Task prompt: Output the full listing below exactly, without the pictures.

— start Recorded information —

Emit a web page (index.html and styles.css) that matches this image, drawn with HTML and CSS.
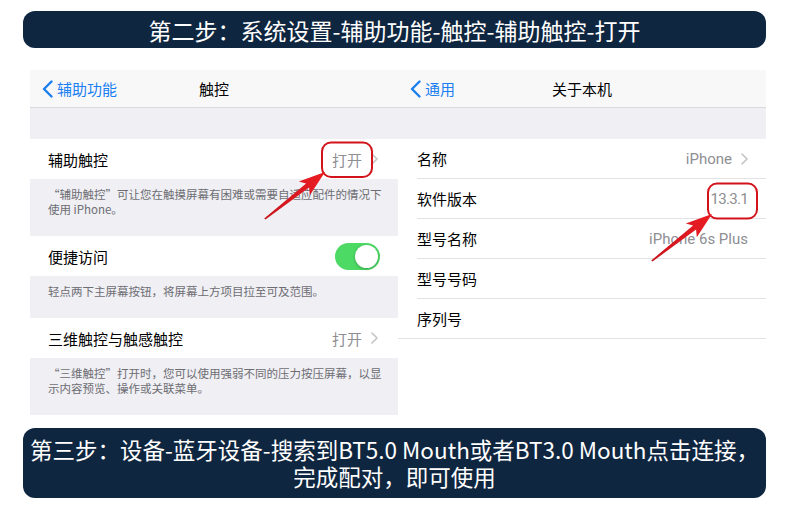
FILE: index.html
```html
<!DOCTYPE html>
<html lang="zh-CN">
<head>
<meta charset="utf-8">
<title>辅助触控设置</title>
<link rel="stylesheet" href="styles.css">
</head>
<body>
<div class="page">
  <div class="banner banner-top">第二步：系统设置-辅助功能-触控-辅助触控-打开</div>

  <div class="panels">
    <section class="panel panel-left">
      <div class="nav">
        <div class="back">
          <svg class="back-icon" width="11" height="18" viewBox="0 0 11 18"><path d="M9.5 1.5 L2 9 L9.5 16.5" fill="none" stroke="#1a7ff0" stroke-width="2.4" stroke-linecap="round" stroke-linejoin="round"/></svg>
          <span>辅助功能</span>
        </div>
        <div class="title">触控</div>
        <div></div>
      </div>
      <div class="gap"></div>
      <div class="row">
        <span class="label">辅助触控</span>
        <span class="value">打开<svg class="chev" width="7" height="12" viewBox="0 0 7 12"><path d="M1 1 L6 6 L1 11" fill="none" stroke="#c4c4c8" stroke-width="1.6" stroke-linecap="round" stroke-linejoin="round"/></svg></span>
      </div>
      <div class="foot">“辅助触控”可让您在触摸屏幕有困难或需要自适应配件的情况下<br>使用 iPhone。</div>
      <div class="row">
        <span class="label">便捷访问</span>
        <span class="toggle"></span>
      </div>
      <div class="foot">轻点两下主屏幕按钮，将屏幕上方项目拉至可及范围。</div>
      <div class="row">
        <span class="label">三维触控与触感触控</span>
        <span class="value">打开<svg class="chev" width="7" height="12" viewBox="0 0 7 12"><path d="M1 1 L6 6 L1 11" fill="none" stroke="#c4c4c8" stroke-width="1.6" stroke-linecap="round" stroke-linejoin="round"/></svg></span>
      </div>
      <div class="foot">“三维触控”打开时，您可以使用强弱不同的压力按压屏幕，以显<br>示内容预览、操作或关联菜单。</div>
    </section>

    <section class="panel panel-right">
      <div class="nav">
        <div class="back">
          <svg class="back-icon" width="11" height="18" viewBox="0 0 11 18"><path d="M9.5 1.5 L2 9 L9.5 16.5" fill="none" stroke="#1a7ff0" stroke-width="2.4" stroke-linecap="round" stroke-linejoin="round"/></svg>
          <span>通用</span>
        </div>
        <div class="title">关于本机</div>
        <div></div>
      </div>
      <div class="gap"></div>
      <div class="list">
        <div class="irow">
          <span class="label">名称</span>
          <span class="value">iPhone<svg class="chev" width="7" height="12" viewBox="0 0 7 12"><path d="M1 1 L6 6 L1 11" fill="none" stroke="#c4c4c8" stroke-width="1.6" stroke-linecap="round" stroke-linejoin="round"/></svg></span>
        </div>
        <div class="irow">
          <span class="label">软件版本</span>
          <span class="value value-tight">13.3.1</span>
        </div>
        <div class="irow">
          <span class="label">型号名称</span>
          <span class="value">iPhone 6s Plus</span>
        </div>
        <div class="irow">
          <span class="label">型号号码</span>
        </div>
        <div class="irow">
          <span class="label">序列号</span>
        </div>
      </div>
    </section>
  </div>

  <div class="banner banner-bottom">
    <div class="bline">第三步：设备-蓝牙设备-搜索到BT5.0 Mouth或者BT3.0 Mouth点击连接，</div>
    <div class="bline">完成配对，即可使用</div>
  </div>

  <svg class="annot" width="790" height="522" viewBox="0 0 790 522">
    <defs>
      <linearGradient id="ag" x1="265" y1="219" x2="325" y2="172" gradientUnits="userSpaceOnUse">
        <stop offset="0" stop-color="#c8141b"/>
        <stop offset="1" stop-color="#ec1d24"/>
      </linearGradient>
    </defs>
    <rect x="322" y="142.5" width="50" height="34.5" rx="9" fill="none" stroke="#d3131b" stroke-width="2"/>
    <rect x="708" y="183.5" width="49" height="35" rx="9" fill="none" stroke="#d3131b" stroke-width="2"/>
    <polygon points="265.5,219.5 309.1,187.6 309.8,195.2 325,172 298.8,181.4 306.1,183.6 264.2,218.4" fill="url(#ag)"/>
    <g transform="translate(387,42)">
      <polygon points="265.5,219.5 309.1,187.6 309.8,195.2 325,172 298.8,181.4 306.1,183.6 264.2,218.4" fill="url(#ag)"/>
    </g>
  </svg>
</div>
</body>
</html>
```

FILE: styles.css
```css
* { box-sizing: border-box; }

body {
  margin: 0;
  background: #ffffff;
  font-family: Roboto, "Noto Sans CJK SC", sans-serif;
}

.page {
  position: relative;
  width: 790px;
  height: 522px;
  overflow: hidden;
}

.banner {
  background: #0f2640;
  color: #ffffff;
  font-family: "Noto Sans CJK SC", sans-serif;
  border-radius: 12px;
  display: flex;
  align-items: center;
  justify-content: center;
  text-align: center;
}

.banner-top {
  margin: 11px 24px 0 23px;
  height: 37px;
  font-size: 23px;
}

.banner-bottom {
  margin: 13px 24px 0 23px;
  height: 70px;
  flex-direction: column;
  font-size: 22.5px;
}

.bline {
  line-height: 27px;
  height: 27px;
}

.panels {
  display: flex;
  margin-top: 22px;
  padding-left: 30px;
  height: 345px;
}

.panel {
  width: 368px;
}

.nav {
  height: 38px;
  background: #f8f8f9;
  border-bottom: 1px solid #d9d9dd;
  display: grid;
  grid-template-columns: 1fr auto 1fr;
  align-items: center;
}

.back {
  display: flex;
  align-items: center;
  gap: 4px;
  padding-left: 12px;
  color: #1a7ff0;
  font-size: 15px;
}

.back-icon {
  display: block;
}

.title {
  font-size: 15px;
  color: #000000;
  font-weight: 400;
}

.gap {
  height: 31px;
  background: #efeff4;
}

.row {
  height: 40px;
  background: #ffffff;
  display: flex;
  align-items: center;
  justify-content: space-between;
  padding: 0 18px 0 18px;
}

.label {
  font-size: 15px;
  color: #000000;
}

.value {
  font-size: 15px;
  color: #8e8e93;
  display: flex;
  align-items: center;
}

.value-tight {
  letter-spacing: -0.7px;
}

.chev {
  display: block;
  margin-left: 9px;
}

.panel-left .row .value {
  padding-right: 2px;
}

.foot {
  background: #efeff4;
  color: #6d6d72;
  font-size: 11.5px;
  line-height: 15px;
  padding: 8px 14px 19px 18px;
  font-family: "Noto Sans CJK SC", sans-serif;
}

.toggle {
  width: 45px;
  height: 27px;
  border-radius: 14px;
  background: #4cd964;
  position: relative;
}

.toggle::after {
  content: "";
  position: absolute;
  right: 2px;
  top: 2px;
  width: 23px;
  height: 23px;
  border-radius: 50%;
  background: #ffffff;
  box-shadow: 0 1px 3px rgba(0, 0, 0, 0.25);
}

.list {
  padding-left: 19px;
  background: #ffffff;
}

.irow {
  height: 40px;
  display: flex;
  align-items: center;
  justify-content: space-between;
  padding-right: 18px;
  border-bottom: 1px solid #e2e2e6;
}

.irow:last-child {
  margin-left: -19px;
  padding-left: 19px;
}

.annot {
  position: absolute;
  left: 0;
  top: 0;
  pointer-events: none;
}
```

— end Recorded information —

Answer to the problem:
Emit a web page (index.html and styles.css) that matches this image, drawn with HTML and CSS.
FILE: index.html
```html
<!DOCTYPE html>
<html lang="zh-CN">
<head>
<meta charset="utf-8">
<title>辅助触控设置</title>
<link rel="stylesheet" href="styles.css">
</head>
<body>
<div class="page">
  <div class="banner banner-top">第二步：系统设置-辅助功能-触控-辅助触控-打开</div>

  <div class="panels">
    <section class="panel panel-left">
      <div class="nav">
        <div class="back">
          <svg class="back-icon" width="11" height="18" viewBox="0 0 11 18"><path d="M9.5 1.5 L2 9 L9.5 16.5" fill="none" stroke="#1a7ff0" stroke-width="2.4" stroke-linecap="round" stroke-linejoin="round"/></svg>
          <span>辅助功能</span>
        </div>
        <div class="title">触控</div>
        <div></div>
      </div>
      <div class="gap"></div>
      <div class="row">
        <span class="label">辅助触控</span>
        <span class="value">打开<svg class="chev" width="7" height="12" viewBox="0 0 7 12"><path d="M1 1 L6 6 L1 11" fill="none" stroke="#c4c4c8" stroke-width="1.6" stroke-linecap="round" stroke-linejoin="round"/></svg></span>
      </div>
      <div class="foot">“辅助触控”可让您在触摸屏幕有困难或需要自适应配件的情况下<br>使用 iPhone。</div>
      <div class="row">
        <span class="label">便捷访问</span>
        <span class="toggle"></span>
      </div>
      <div class="foot">轻点两下主屏幕按钮，将屏幕上方项目拉至可及范围。</div>
      <div class="row">
        <span class="label">三维触控与触感触控</span>
        <span class="value">打开<svg class="chev" width="7" height="12" viewBox="0 0 7 12"><path d="M1 1 L6 6 L1 11" fill="none" stroke="#c4c4c8" stroke-width="1.6" stroke-linecap="round" stroke-linejoin="round"/></svg></span>
      </div>
      <div class="foot">“三维触控”打开时，您可以使用强弱不同的压力按压屏幕，以显<br>示内容预览、操作或关联菜单。</div>
    </section>

    <section class="panel panel-right">
      <div class="nav">
        <div class="back">
          <svg class="back-icon" width="11" height="18" viewBox="0 0 11 18"><path d="M9.5 1.5 L2 9 L9.5 16.5" fill="none" stroke="#1a7ff0" stroke-width="2.4" stroke-linecap="round" stroke-linejoin="round"/></svg>
          <span>通用</span>
        </div>
        <div class="title">关于本机</div>
        <div></div>
      </div>
      <div class="gap"></div>
      <div class="list">
        <div class="irow">
          <span class="label">名称</span>
          <span class="value">iPhone<svg class="chev" width="7" height="12" viewBox="0 0 7 12"><path d="M1 1 L6 6 L1 11" fill="none" stroke="#c4c4c8" stroke-width="1.6" stroke-linecap="round" stroke-linejoin="round"/></svg></span>
        </div>
        <div class="irow">
          <span class="label">软件版本</span>
          <span class="value value-tight">13.3.1</span>
        </div>
        <div class="irow">
          <span class="label">型号名称</span>
          <span class="value">iPhone 6s Plus</span>
        </div>
        <div class="irow">
          <span class="label">型号号码</span>
        </div>
        <div class="irow">
          <span class="label">序列号</span>
        </div>
      </div>
    </section>
  </div>

  <div class="banner banner-bottom">
    <div class="bline">第三步：设备-蓝牙设备-搜索到BT5.0 Mouth或者BT3.0 Mouth点击连接，</div>
    <div class="bline">完成配对，即可使用</div>
  </div>

  <svg class="annot" width="790" height="522" viewBox="0 0 790 522">
    <defs>
      <linearGradient id="ag" x1="265" y1="219" x2="325" y2="172" gradientUnits="userSpaceOnUse">
        <stop offset="0" stop-color="#c8141b"/>
        <stop offset="1" stop-color="#ec1d24"/>
      </linearGradient>
    </defs>
    <rect x="322" y="142.5" width="50" height="34.5" rx="9" fill="none" stroke="#d3131b" stroke-width="2"/>
    <rect x="708" y="183.5" width="49" height="35" rx="9" fill="none" stroke="#d3131b" stroke-width="2"/>
    <polygon points="265.5,219.5 309.1,187.6 309.8,195.2 325,172 298.8,181.4 306.1,183.6 264.2,218.4" fill="url(#ag)"/>
    <g transform="translate(387,42)">
      <polygon points="265.5,219.5 309.1,187.6 309.8,195.2 325,172 298.8,181.4 306.1,183.6 264.2,218.4" fill="url(#ag)"/>
    </g>
  </svg>
</div>
</body>
</html>
```

FILE: styles.css
```css
* { box-sizing: border-box; }

body {
  margin: 0;
  background: #ffffff;
  font-family: Roboto, "Noto Sans CJK SC", sans-serif;
}

.page {
  position: relative;
  width: 790px;
  height: 522px;
  overflow: hidden;
}

.banner {
  background: #0f2640;
  color: #ffffff;
  font-family: "Noto Sans CJK SC", sans-serif;
  border-radius: 12px;
  display: flex;
  align-items: center;
  justify-content: center;
  text-align: center;
}

.banner-top {
  margin: 11px 24px 0 23px;
  height: 37px;
  font-size: 23px;
}

.banner-bottom {
  margin: 13px 24px 0 23px;
  height: 70px;
  flex-direction: column;
  font-size: 22.5px;
}

.bline {
  line-height: 27px;
  height: 27px;
}

.panels {
  display: flex;
  margin-top: 22px;
  padding-left: 30px;
  height: 345px;
}

.panel {
  width: 368px;
}

.nav {
  height: 38px;
  background: #f8f8f9;
  border-bottom: 1px solid #d9d9dd;
  display: grid;
  grid-template-columns: 1fr auto 1fr;
  align-items: center;
}

.back {
  display: flex;
  align-items: center;
  gap: 4px;
  padding-left: 12px;
  color: #1a7ff0;
  font-size: 15px;
}

.back-icon {
  display: block;
}

.title {
  font-size: 15px;
  color: #000000;
  font-weight: 400;
}

.gap {
  height: 31px;
  background: #efeff4;
}

.row {
  height: 40px;
  background: #ffffff;
  display: flex;
  align-items: center;
  justify-content: space-between;
  padding: 0 18px 0 18px;
}

.label {
  font-size: 15px;
  color: #000000;
}

.value {
  font-size: 15px;
  color: #8e8e93;
  display: flex;
  align-items: center;
}

.value-tight {
  letter-spacing: -0.7px;
}

.chev {
  display: block;
  margin-left: 9px;
}

.panel-left .row .value {
  padding-right: 2px;
}

.foot {
  background: #efeff4;
  color: #6d6d72;
  font-size: 11.5px;
  line-height: 15px;
  padding: 8px 14px 19px 18px;
  font-family: "Noto Sans CJK SC", sans-serif;
}

.toggle {
  width: 45px;
  height: 27px;
  border-radius: 14px;
  background: #4cd964;
  position: relative;
}

.toggle::after {
  content: "";
  position: absolute;
  right: 2px;
  top: 2px;
  width: 23px;
  height: 23px;
  border-radius: 50%;
  background: #ffffff;
  box-shadow: 0 1px 3px rgba(0, 0, 0, 0.25);
}

.list {
  padding-left: 19px;
  background: #ffffff;
}

.irow {
  height: 40px;
  display: flex;
  align-items: center;
  justify-content: space-between;
  padding-right: 18px;
  border-bottom: 1px solid #e2e2e6;
}

.irow:last-child {
  margin-left: -19px;
  padding-left: 19px;
}

.annot {
  position: absolute;
  left: 0;
  top: 0;
  pointer-events: none;
}
```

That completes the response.